** Start of Source data **
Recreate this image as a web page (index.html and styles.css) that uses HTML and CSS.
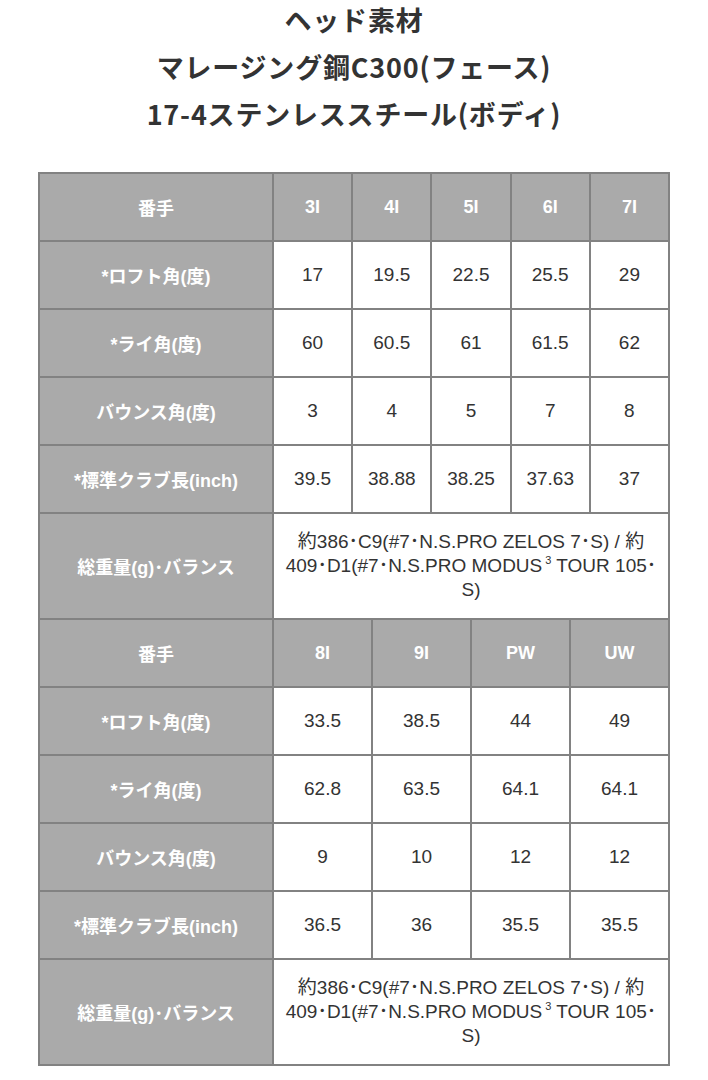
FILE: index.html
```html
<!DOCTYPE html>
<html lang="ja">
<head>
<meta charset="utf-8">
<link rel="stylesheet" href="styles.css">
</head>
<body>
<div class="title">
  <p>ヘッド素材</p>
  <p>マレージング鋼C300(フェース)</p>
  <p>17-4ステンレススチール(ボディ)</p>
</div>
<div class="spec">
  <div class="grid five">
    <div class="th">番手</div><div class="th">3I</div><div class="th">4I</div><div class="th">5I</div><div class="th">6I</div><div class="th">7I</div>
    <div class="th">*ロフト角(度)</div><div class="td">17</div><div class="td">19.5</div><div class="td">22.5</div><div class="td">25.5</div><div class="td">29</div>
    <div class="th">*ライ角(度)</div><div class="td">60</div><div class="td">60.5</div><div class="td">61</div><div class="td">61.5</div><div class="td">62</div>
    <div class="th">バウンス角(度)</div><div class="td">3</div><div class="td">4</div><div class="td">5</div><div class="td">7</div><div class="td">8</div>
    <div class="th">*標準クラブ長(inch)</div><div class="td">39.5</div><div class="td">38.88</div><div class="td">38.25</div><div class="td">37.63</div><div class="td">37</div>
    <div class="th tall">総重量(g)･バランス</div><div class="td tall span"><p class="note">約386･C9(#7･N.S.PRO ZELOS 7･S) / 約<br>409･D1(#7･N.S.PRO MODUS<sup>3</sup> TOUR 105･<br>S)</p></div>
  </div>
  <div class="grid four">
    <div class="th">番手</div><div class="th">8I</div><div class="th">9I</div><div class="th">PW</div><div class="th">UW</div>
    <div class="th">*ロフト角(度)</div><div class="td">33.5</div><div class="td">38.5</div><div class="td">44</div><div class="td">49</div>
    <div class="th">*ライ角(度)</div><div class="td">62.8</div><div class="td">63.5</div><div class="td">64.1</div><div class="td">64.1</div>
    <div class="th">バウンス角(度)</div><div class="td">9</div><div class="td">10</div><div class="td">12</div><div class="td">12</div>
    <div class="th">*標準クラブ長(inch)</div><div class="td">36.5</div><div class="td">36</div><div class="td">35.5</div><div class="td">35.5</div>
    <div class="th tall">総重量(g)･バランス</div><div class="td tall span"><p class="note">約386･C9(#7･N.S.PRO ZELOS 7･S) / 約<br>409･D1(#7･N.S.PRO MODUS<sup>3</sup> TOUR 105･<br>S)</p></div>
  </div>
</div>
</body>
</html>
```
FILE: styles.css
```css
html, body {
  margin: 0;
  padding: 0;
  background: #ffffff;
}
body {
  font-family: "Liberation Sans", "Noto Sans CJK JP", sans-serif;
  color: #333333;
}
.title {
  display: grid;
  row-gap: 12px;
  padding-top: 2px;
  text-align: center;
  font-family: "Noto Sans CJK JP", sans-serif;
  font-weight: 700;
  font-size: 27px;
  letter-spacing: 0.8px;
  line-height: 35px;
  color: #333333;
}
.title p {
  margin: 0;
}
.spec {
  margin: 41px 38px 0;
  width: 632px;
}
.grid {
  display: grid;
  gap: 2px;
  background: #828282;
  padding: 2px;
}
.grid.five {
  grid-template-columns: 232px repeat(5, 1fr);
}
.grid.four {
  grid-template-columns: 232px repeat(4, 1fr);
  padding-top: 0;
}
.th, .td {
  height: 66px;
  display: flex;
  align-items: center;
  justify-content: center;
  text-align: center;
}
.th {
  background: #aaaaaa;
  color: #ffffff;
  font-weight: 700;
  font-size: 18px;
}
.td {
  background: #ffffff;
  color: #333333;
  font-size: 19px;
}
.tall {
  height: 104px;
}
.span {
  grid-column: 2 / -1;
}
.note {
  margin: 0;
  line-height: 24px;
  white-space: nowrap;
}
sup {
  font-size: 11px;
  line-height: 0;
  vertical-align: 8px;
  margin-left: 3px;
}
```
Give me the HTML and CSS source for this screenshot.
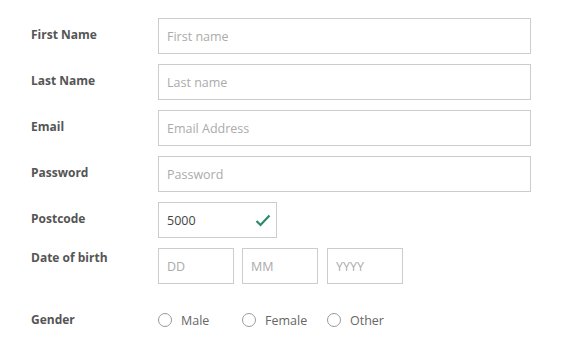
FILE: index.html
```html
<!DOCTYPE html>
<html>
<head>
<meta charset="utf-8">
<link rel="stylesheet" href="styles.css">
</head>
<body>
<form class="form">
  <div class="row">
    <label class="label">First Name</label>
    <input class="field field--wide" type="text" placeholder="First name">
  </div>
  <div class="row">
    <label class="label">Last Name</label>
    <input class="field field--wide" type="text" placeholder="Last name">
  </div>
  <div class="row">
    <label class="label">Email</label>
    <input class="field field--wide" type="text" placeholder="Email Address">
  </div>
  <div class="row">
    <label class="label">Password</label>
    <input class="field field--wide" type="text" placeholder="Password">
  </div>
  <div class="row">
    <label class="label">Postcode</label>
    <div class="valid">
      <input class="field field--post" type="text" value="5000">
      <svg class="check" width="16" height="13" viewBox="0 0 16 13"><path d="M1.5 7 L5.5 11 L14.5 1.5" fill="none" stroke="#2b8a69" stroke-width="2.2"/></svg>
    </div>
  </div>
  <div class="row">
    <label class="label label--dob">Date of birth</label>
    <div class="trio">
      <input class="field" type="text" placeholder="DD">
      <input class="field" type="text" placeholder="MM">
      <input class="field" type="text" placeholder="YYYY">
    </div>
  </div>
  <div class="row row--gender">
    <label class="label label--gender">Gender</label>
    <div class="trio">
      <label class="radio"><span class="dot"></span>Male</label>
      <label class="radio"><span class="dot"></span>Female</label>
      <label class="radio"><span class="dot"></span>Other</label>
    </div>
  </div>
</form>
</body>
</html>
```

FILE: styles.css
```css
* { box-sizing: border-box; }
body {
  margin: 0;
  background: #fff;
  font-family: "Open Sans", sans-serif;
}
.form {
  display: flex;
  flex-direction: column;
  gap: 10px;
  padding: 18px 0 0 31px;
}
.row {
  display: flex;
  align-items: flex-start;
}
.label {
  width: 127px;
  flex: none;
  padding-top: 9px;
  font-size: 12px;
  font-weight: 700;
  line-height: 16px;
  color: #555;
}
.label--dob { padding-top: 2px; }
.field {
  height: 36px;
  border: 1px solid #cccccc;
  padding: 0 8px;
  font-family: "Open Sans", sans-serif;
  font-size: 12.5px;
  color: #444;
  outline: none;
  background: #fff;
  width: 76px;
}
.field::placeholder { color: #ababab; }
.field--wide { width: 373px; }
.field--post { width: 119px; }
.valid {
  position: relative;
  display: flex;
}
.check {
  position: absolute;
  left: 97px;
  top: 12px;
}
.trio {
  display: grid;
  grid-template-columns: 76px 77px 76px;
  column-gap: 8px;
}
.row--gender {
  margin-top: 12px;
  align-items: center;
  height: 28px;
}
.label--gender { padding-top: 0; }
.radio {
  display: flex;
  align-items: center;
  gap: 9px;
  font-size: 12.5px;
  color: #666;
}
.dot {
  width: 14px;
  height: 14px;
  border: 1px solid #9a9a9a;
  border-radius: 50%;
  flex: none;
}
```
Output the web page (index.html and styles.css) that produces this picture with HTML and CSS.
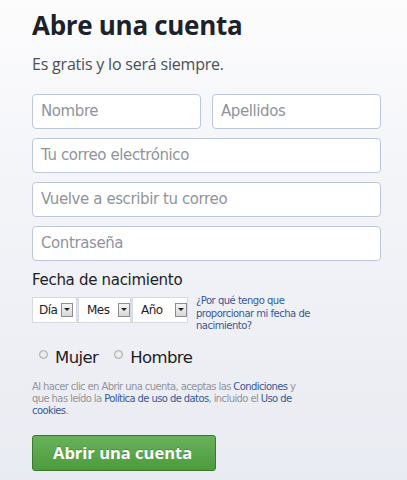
** End of Source data **
Goal of the exercise:
Every entry above should be duplicated exactly. Do not include the images.

Output below:
Recreate this image as a web page (index.html and styles.css) that uses HTML and CSS.
FILE: index.html
```html
<!DOCTYPE html>
<html lang="ja">
<head>
<meta charset="utf-8">
<link rel="stylesheet" href="styles.css">
</head>
<body>
<div class="title">
  <p>ヘッド素材</p>
  <p>マレージング鋼C300(フェース)</p>
  <p>17-4ステンレススチール(ボディ)</p>
</div>
<div class="spec">
  <div class="grid five">
    <div class="th">番手</div><div class="th">3I</div><div class="th">4I</div><div class="th">5I</div><div class="th">6I</div><div class="th">7I</div>
    <div class="th">*ロフト角(度)</div><div class="td">17</div><div class="td">19.5</div><div class="td">22.5</div><div class="td">25.5</div><div class="td">29</div>
    <div class="th">*ライ角(度)</div><div class="td">60</div><div class="td">60.5</div><div class="td">61</div><div class="td">61.5</div><div class="td">62</div>
    <div class="th">バウンス角(度)</div><div class="td">3</div><div class="td">4</div><div class="td">5</div><div class="td">7</div><div class="td">8</div>
    <div class="th">*標準クラブ長(inch)</div><div class="td">39.5</div><div class="td">38.88</div><div class="td">38.25</div><div class="td">37.63</div><div class="td">37</div>
    <div class="th tall">総重量(g)･バランス</div><div class="td tall span"><p class="note">約386･C9(#7･N.S.PRO ZELOS 7･S) / 約<br>409･D1(#7･N.S.PRO MODUS<sup>3</sup> TOUR 105･<br>S)</p></div>
  </div>
  <div class="grid four">
    <div class="th">番手</div><div class="th">8I</div><div class="th">9I</div><div class="th">PW</div><div class="th">UW</div>
    <div class="th">*ロフト角(度)</div><div class="td">33.5</div><div class="td">38.5</div><div class="td">44</div><div class="td">49</div>
    <div class="th">*ライ角(度)</div><div class="td">62.8</div><div class="td">63.5</div><div class="td">64.1</div><div class="td">64.1</div>
    <div class="th">バウンス角(度)</div><div class="td">9</div><div class="td">10</div><div class="td">12</div><div class="td">12</div>
    <div class="th">*標準クラブ長(inch)</div><div class="td">36.5</div><div class="td">36</div><div class="td">35.5</div><div class="td">35.5</div>
    <div class="th tall">総重量(g)･バランス</div><div class="td tall span"><p class="note">約386･C9(#7･N.S.PRO ZELOS 7･S) / 約<br>409･D1(#7･N.S.PRO MODUS<sup>3</sup> TOUR 105･<br>S)</p></div>
  </div>
</div>
</body>
</html>
```
FILE: styles.css
```css
html, body {
  margin: 0;
  padding: 0;
  background: #ffffff;
}
body {
  font-family: "Liberation Sans", "Noto Sans CJK JP", sans-serif;
  color: #333333;
}
.title {
  display: grid;
  row-gap: 12px;
  padding-top: 2px;
  text-align: center;
  font-family: "Noto Sans CJK JP", sans-serif;
  font-weight: 700;
  font-size: 27px;
  letter-spacing: 0.8px;
  line-height: 35px;
  color: #333333;
}
.title p {
  margin: 0;
}
.spec {
  margin: 41px 38px 0;
  width: 632px;
}
.grid {
  display: grid;
  gap: 2px;
  background: #828282;
  padding: 2px;
}
.grid.five {
  grid-template-columns: 232px repeat(5, 1fr);
}
.grid.four {
  grid-template-columns: 232px repeat(4, 1fr);
  padding-top: 0;
}
.th, .td {
  height: 66px;
  display: flex;
  align-items: center;
  justify-content: center;
  text-align: center;
}
.th {
  background: #aaaaaa;
  color: #ffffff;
  font-weight: 700;
  font-size: 18px;
}
.td {
  background: #ffffff;
  color: #333333;
  font-size: 19px;
}
.tall {
  height: 104px;
}
.span {
  grid-column: 2 / -1;
}
.note {
  margin: 0;
  line-height: 24px;
  white-space: nowrap;
}
sup {
  font-size: 11px;
  line-height: 0;
  vertical-align: 8px;
  margin-left: 3px;
}
```
Give me the HTML and CSS source for this screenshot.
FILE: index.html
```html
<!DOCTYPE html>
<html>
<head>
<meta charset="utf-8">
<link rel="stylesheet" href="styles.css">
</head>
<body>
<form class="form">
  <div class="row">
    <label class="label">First Name</label>
    <input class="field field--wide" type="text" placeholder="First name">
  </div>
  <div class="row">
    <label class="label">Last Name</label>
    <input class="field field--wide" type="text" placeholder="Last name">
  </div>
  <div class="row">
    <label class="label">Email</label>
    <input class="field field--wide" type="text" placeholder="Email Address">
  </div>
  <div class="row">
    <label class="label">Password</label>
    <input class="field field--wide" type="text" placeholder="Password">
  </div>
  <div class="row">
    <label class="label">Postcode</label>
    <div class="valid">
      <input class="field field--post" type="text" value="5000">
      <svg class="check" width="16" height="13" viewBox="0 0 16 13"><path d="M1.5 7 L5.5 11 L14.5 1.5" fill="none" stroke="#2b8a69" stroke-width="2.2"/></svg>
    </div>
  </div>
  <div class="row">
    <label class="label label--dob">Date of birth</label>
    <div class="trio">
      <input class="field" type="text" placeholder="DD">
      <input class="field" type="text" placeholder="MM">
      <input class="field" type="text" placeholder="YYYY">
    </div>
  </div>
  <div class="row row--gender">
    <label class="label label--gender">Gender</label>
    <div class="trio">
      <label class="radio"><span class="dot"></span>Male</label>
      <label class="radio"><span class="dot"></span>Female</label>
      <label class="radio"><span class="dot"></span>Other</label>
    </div>
  </div>
</form>
</body>
</html>
```

FILE: styles.css
```css
* { box-sizing: border-box; }
body {
  margin: 0;
  background: #fff;
  font-family: "Open Sans", sans-serif;
}
.form {
  display: flex;
  flex-direction: column;
  gap: 10px;
  padding: 18px 0 0 31px;
}
.row {
  display: flex;
  align-items: flex-start;
}
.label {
  width: 127px;
  flex: none;
  padding-top: 9px;
  font-size: 12px;
  font-weight: 700;
  line-height: 16px;
  color: #555;
}
.label--dob { padding-top: 2px; }
.field {
  height: 36px;
  border: 1px solid #cccccc;
  padding: 0 8px;
  font-family: "Open Sans", sans-serif;
  font-size: 12.5px;
  color: #444;
  outline: none;
  background: #fff;
  width: 76px;
}
.field::placeholder { color: #ababab; }
.field--wide { width: 373px; }
.field--post { width: 119px; }
.valid {
  position: relative;
  display: flex;
}
.check {
  position: absolute;
  left: 97px;
  top: 12px;
}
.trio {
  display: grid;
  grid-template-columns: 76px 77px 76px;
  column-gap: 8px;
}
.row--gender {
  margin-top: 12px;
  align-items: center;
  height: 28px;
}
.label--gender { padding-top: 0; }
.radio {
  display: flex;
  align-items: center;
  gap: 9px;
  font-size: 12.5px;
  color: #666;
}
.dot {
  width: 14px;
  height: 14px;
  border: 1px solid #9a9a9a;
  border-radius: 50%;
  flex: none;
}
```
Output the web page (index.html and styles.css) that produces this picture with HTML and CSS.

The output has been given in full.